### Exercise
Below, find each line holding "index" and state how many there are, using the number alone.
════════════════
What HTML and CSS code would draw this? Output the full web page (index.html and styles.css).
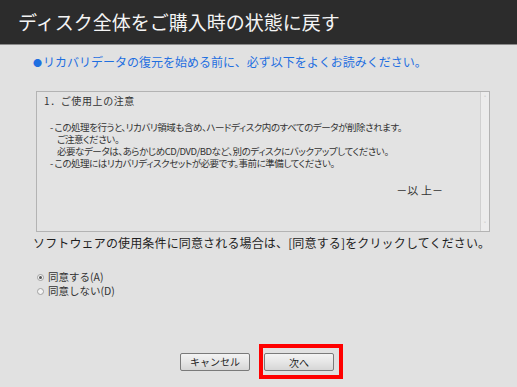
FILE: index.html
```html
<!DOCTYPE html>
<html lang="ja">
<head>
    <meta charset="UTF-8">
    <title>ディスク全体をご購入時の状態に戻す</title>
    <link rel="stylesheet" href="styles.css">
</head>
<body>

<header class="title-bar">
    <h1>ディスク全体をご購入時の状態に戻す</h1>
</header>

<main class="content">
    <p class="notice"><span class="dot">●</span>リカバリデータの復元を始める前に、必ず以下をよくお読みください。</p>

    <div class="terms">
        <div class="terms-text">
            <p class="terms-head">1．ご使用上の注意</p>
            <ul class="terms-list">
                <li>- この処理を行うと、リカバリ領域も含め、ハードディスク内のすべてのデータが削除されます。<br>
                    ご注意ください。<br>
                    必要なデータは、あらかじめCD/DVD/BDなど、別のディスクにバックアップしてください。</li>
                <li>- この処理にはリカバリディスクセットが必要です。事前に準備してください。</li>
            </ul>
            <div class="terms-end"><span>－以 上－</span></div>
        </div>
        <div class="scrollbar">
            <span class="arrow">&#708;</span>
            <span class="arrow">&#709;</span>
        </div>
    </div>

    <p class="agree-note">ソフトウェアの使用条件に同意される場合は、[同意する]をクリックしてください。</p>

    <div class="choices">
        <label class="choice"><span class="radio checked"></span>同意する(A)</label>
        <label class="choice"><span class="radio"></span>同意しない(D)</label>
    </div>

    <div class="actions">
        <button class="btn">キャンセル</button>
        <div class="highlight">
            <button class="btn">次へ</button>
        </div>
    </div>
</main>

</body>
</html>
```

FILE: styles.css
```css
body {
    margin: 0;
    width: 517px;
    height: 387px;
    overflow: hidden;
    font-family: "Noto Sans CJK JP", "Noto Sans", sans-serif;
    background: #e1e1e1;
    color: #222;
}

.title-bar {
    height: 44px;
    background: #2c2c2c;
    border-bottom: 1px solid #8a8a8a;
    display: flex;
    align-items: center;
    padding-left: 18px;
}

.title-bar h1 {
    margin: 0;
    font-size: 19px;
    font-weight: normal;
    color: #f4f4f4;
    line-height: 22px;
}

.content {
    padding-left: 33px;
}

.notice {
    margin: 10px 0 0;
    font-size: 12px;
    line-height: 14px;
    color: #1f6fe0;
}

.notice .dot {
    display: inline-block;
    width: 10px;
    font-size: 9px;
    vertical-align: 1px;
}

.terms {
    margin: 21px 0 0 3px;
    width: 452px;
    height: 139px;
    border: 1px solid #b3b3b3;
    background: #e3e3e3;
    display: flex;
}

.terms-text {
    flex: 1;
    min-width: 0;
    padding: 3px 0 0 7px;
    font-size: 9.5px;
    line-height: 12px;
    color: #333;
}

.terms-head {
    margin: 0 0 14px;
    font-size: 10px;
    letter-spacing: 0.6px;
}

.terms-list {
    list-style: none;
    margin: 0;
    padding: 0 0 0 6px;
    font-feature-settings: "palt";
    letter-spacing: -0.45px;
}

.terms-list li {
    padding-left: 7px;
    text-indent: -7px;
}

.terms-end {
    display: flex;
    justify-content: flex-end;
    margin-top: 16px;
    padding-right: 37px;
    font-family: "Liberation Serif", "Noto Sans CJK JP", serif;
    font-size: 11px;
}

.scrollbar {
    width: 8px;
    flex-shrink: 0;
    border-left: 1px solid #d0d0d0;
    background: #ececec;
    display: flex;
    flex-direction: column;
    justify-content: space-between;
    align-items: center;
    padding: 3px 0;
}

.scrollbar .arrow {
    font-size: 7px;
    line-height: 7px;
    color: #a8a8a8;
}

.agree-note {
    margin: 4px 0 0;
    font-size: 12px;
    line-height: 14px;
    letter-spacing: 0.15px;
    color: #1e1e1e;
}

.choices {
    margin: 20px 0 0 4px;
    display: flex;
    flex-direction: column;
}

.choice {
    height: 14px;
    display: flex;
    align-items: center;
    gap: 4px;
    font-size: 10.5px;
    line-height: 14px;
    color: #333;
}

.radio {
    width: 5px;
    height: 5px;
    border: 1px solid #a0a0a0;
    border-radius: 50%;
    background: #f4f4f4;
    position: relative;
}

.radio.checked::after {
    content: "";
    position: absolute;
    left: 1px;
    top: 1px;
    width: 3px;
    height: 3px;
    border-radius: 50%;
    background: #555;
}

.actions {
    margin: 46px 0 0 147px;
    display: flex;
    align-items: center;
    gap: 9px;
}

.btn {
    width: 70px;
    height: 18px;
    padding: 0;
    border: 1px solid #7a7a7a;
    border-radius: 2px;
    background: linear-gradient(#f3f3f3, #e6e6e6 50%, #d6d6d6);
    font-family: "Noto Sans CJK JP", sans-serif;
    font-size: 10px;
    color: #222;
}

.highlight {
    display: flex;
    border: 4px solid #ff0000;
    padding: 5px 5px 4px 1px;
}
```
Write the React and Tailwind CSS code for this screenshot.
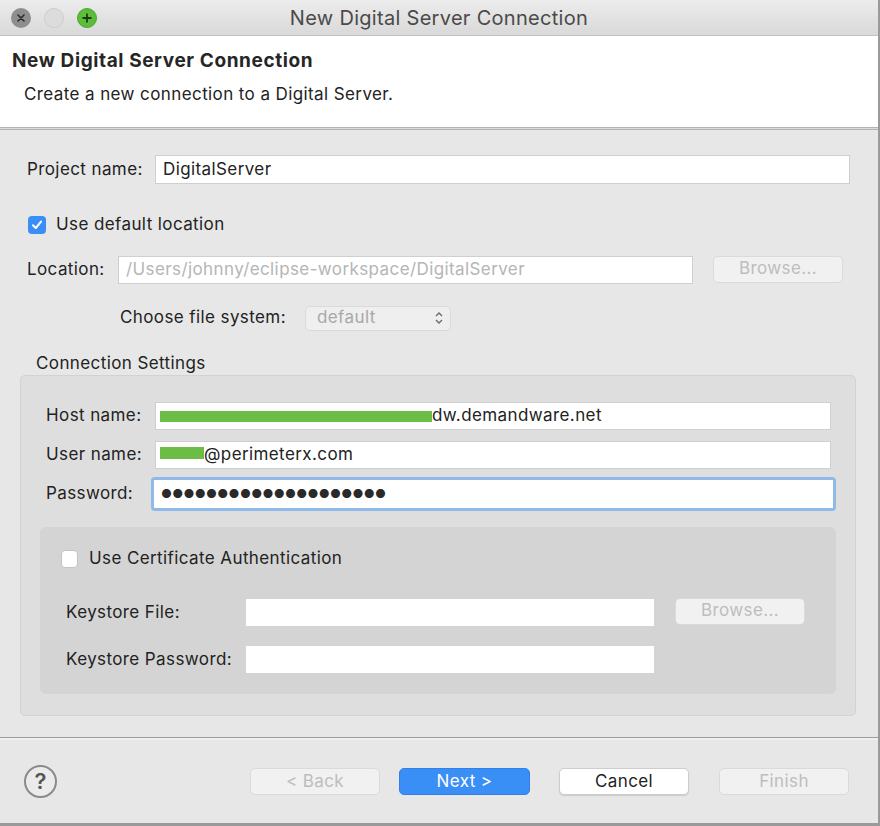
import React from "react";

const font = { fontFamily: "Inter, 'Open Sans', sans-serif" };

function Field({ value, className = "", muted = false, children }) {
  return (
    <div
      className={`h-[28px] bg-white border border-[#cfcfcf] flex items-center px-[7px] whitespace-nowrap overflow-hidden ${
        muted ? "text-[#b5b5b5]" : "text-[#222]"
      } ${className}`}
    >
      {value}
      {children}
    </div>
  );
}

function MacButton({ label, variant = "disabled", className = "" }) {
  const styles = {
    disabled: "bg-[#f1f1f1] border-[#dadada] text-[#bdbdbd]",
    normal: "bg-white border-[#cdcdcd] text-[#222] shadow-[0_1px_1px_rgba(0,0,0,0.12)]",
    primary: "bg-[#3a8ff7] border-[#2f80ea] text-white",
  };
  return (
    <div
      className={`h-[27px] w-[130px] shrink-0 rounded-[5px] border flex items-center justify-center ${styles[variant]} ${className}`}
    >
      {label}
    </div>
  );
}

function Checkbox({ checked }) {
  return checked ? (
    <div className="w-[18px] h-[18px] shrink-0 rounded-[4px] bg-[#3b8ef5] flex items-center justify-center">
      <svg width="12" height="12" viewBox="0 0 12 12">
        <path d="M2 6.3 L4.8 9 L10 2.6" fill="none" stroke="white" strokeWidth="2" strokeLinecap="round" strokeLinejoin="round" />
      </svg>
    </div>
  ) : (
    <div className="w-[17px] h-[18px] shrink-0 rounded-[4px] bg-white border border-[#c4c4c4]" />
  );
}

export default function App() {
  return (
    <div style={font} className="w-[880px] h-[826px] bg-[#e7e7e7] flex flex-col overflow-hidden border-r-2 border-[#9a9a9a] text-[#222] text-[17px] tracking-[0.4px]">
      {/* Title bar */}
      <div className="h-[36px] shrink-0 bg-gradient-to-b from-[#ececec] to-[#d9d9d9] border-b border-[#c2c2c2] flex items-center relative">
        <div className="flex items-center gap-[13px] pl-[11px]">
          <div className="w-[20px] h-[20px] rounded-full bg-[#8e8e8e] flex items-center justify-center">
            <svg width="10" height="10" viewBox="0 0 10 10">
              <path d="M2 2 L8 8 M8 2 L2 8" stroke="#2b2b2b" strokeWidth="1.6" strokeLinecap="round" />
            </svg>
          </div>
          <div className="w-[20px] h-[20px] rounded-full bg-[#dcdcdc] border border-[#cdcdcd]" />
          <div className="w-[20px] h-[20px] rounded-full bg-[#5cbd3a] border border-[#4fa52f] flex items-center justify-center">
            <svg width="12" height="12" viewBox="0 0 12 12">
              <path d="M6 1.5 V10.5 M1.5 6 H10.5" stroke="#1f3a12" strokeWidth="1.8" />
            </svg>
          </div>
        </div>
        <div className="absolute left-0 right-0 text-center text-[20px] tracking-[0.3px] text-[#4a4a4a] pointer-events-none">
          New Digital Server Connection
        </div>
      </div>

      {/* Banner */}
      <div className="h-[91px] shrink-0 bg-white pl-[12px] pt-[12px]">
        <div className="text-[19px] font-bold tracking-[0.6px] text-[#262626] leading-[26px]">New Digital Server Connection</div>
        <div className="pl-[12px] mt-[9px] text-[#222] leading-[22px]">Create a new connection to a Digital Server.</div>
      </div>
      <div className="h-[3px] shrink-0 border-t border-b border-[#b3b3b3] bg-[#dcdcdc]" />

      {/* Body */}
      <div className="flex-1 flex flex-col pl-[20px] pr-[22px] pt-[25px]">
        <div className="flex items-center h-[29px] pl-[7px] pr-[6px]">
          <div className="w-[128px] shrink-0">Project name:</div>
          <Field value="DigitalServer" className="flex-1 h-[29px]" />
        </div>

        <div className="flex items-center h-[18px] mt-[32px] pl-[8px] gap-[10px]">
          <Checkbox checked />
          <span>Use default location</span>
        </div>

        <div className="flex items-center h-[28px] mt-[22px] pl-[7px]">
          <div className="w-[91px] shrink-0">Location:</div>
          <Field value="/Users/johnny/eclipse-workspace/DigitalServer" muted className="w-[575px] shrink-0" />
          <MacButton label="Browse..." className="ml-[20px] h-[26px] -mt-[2px]" />
        </div>

        <div className="flex items-center h-[26px] mt-[21px] pl-[100px]">
          <div className="w-[185px] shrink-0">Choose file system:</div>
          <div className="w-[146px] h-[25px] rounded-[5px] bg-[#efefef] border border-[#dadada] flex items-center justify-between pl-[11px] pr-[6px] text-[#a8a8a8]">
            default
            <svg width="10" height="14" viewBox="0 0 10 14">
              <path d="M2 5 L5 2 L8 5 M2 9 L5 12 L8 9" fill="none" stroke="#6b6b6b" strokeWidth="1.4" />
            </svg>
          </div>
        </div>

        <div className="mt-[22px] pl-[16px] leading-[20px]">Connection Settings</div>

        {/* Connection group */}
        <div className="mt-[2px] h-[341px] rounded-[5px] bg-[#dedede] border border-[#d2d2d2] pl-[25px] pr-[24px] pt-[26px] flex flex-col">
          <div className="flex items-center h-[28px]">
            <div className="w-[109px] shrink-0">Host name:</div>
            <Field className="flex-1 !px-[4px]">
              <span className="inline-block w-[272px] h-[11px] bg-[#6cbd45] shrink-0" />
              <span>dw.demandware.net</span>
            </Field>
          </div>
          <div className="flex items-center h-[28px] mt-[11px]">
            <div className="w-[109px] shrink-0">User name:</div>
            <Field className="flex-1 !px-[4px]">
              <span className="inline-block w-[44px] h-[12px] bg-[#6cbd45] shrink-0 -mt-[4px]" />
              <span>@perimeterx.com</span>
            </Field>
          </div>
          <div className="flex items-center h-[34px] mt-[8px]">
            <div className="w-[105px] shrink-0">Password:</div>
            <div className="flex-1 h-[34px] rounded-[4px] bg-[#8fb9e6] p-[3px] -mr-[5px]">
              <div className="h-[28px] bg-white flex items-center px-[7px] text-[12px] tracking-[0.3px] text-[#2a2a2a]">
                ●●●●●●●●●●●●●●●●●●●●
              </div>
            </div>
          </div>

          {/* Certificate group */}
          <div className="mt-[16px] h-[167px] -ml-[6px] -mr-[5px] rounded-[6px] bg-[#d4d4d4] pl-[21px] pt-[23px] flex flex-col">
            <div className="flex items-center h-[18px] gap-[11px]">
              <Checkbox />
              <span>Use Certificate Authentication</span>
            </div>
            <div className="flex items-center h-[27px] mt-[31px] pl-[5px]">
              <div className="w-[180px] shrink-0">Keystore File:</div>
              <div className="w-[408px] h-[27px] bg-white shrink-0" />
              <MacButton label="Browse..." className="ml-[21px] h-[25px] w-[129px] -mt-[3px] bg-[#e9e9e9]" />
            </div>
            <div className="flex items-center h-[27px] mt-[20px] pl-[5px]">
              <div className="w-[180px] shrink-0">Keystore Password:</div>
              <div className="w-[408px] h-[27px] bg-white shrink-0" />
            </div>
          </div>
        </div>
      </div>

      {/* Separator */}
      <div className="h-[3px] shrink-0 border-t border-[#9d9d9d] bg-[#efefef] mt-[21px]" />

      {/* Footer */}
      <div className="h-[86px] shrink-0 flex items-center pl-[24px] pr-[29px] border-b-[3px] border-[#9a9a9a]">
        <div className="w-[33px] h-[33px] rounded-full border-2 border-[#8a8a8a] flex items-center justify-center text-[22px] font-semibold text-[#555] bg-[#ebebeb] tracking-normal">
          ?
        </div>
        <div className="flex-1" />
        <MacButton label="< Back" />
        <MacButton label="Next >" variant="primary" className="ml-[19px] w-[131px]" />
        <MacButton label="Cancel" variant="normal" className="ml-[29px]" />
        <MacButton label="Finish" className="ml-[30px]" />
      </div>
    </div>
  );
}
════════════════
### Solution below
2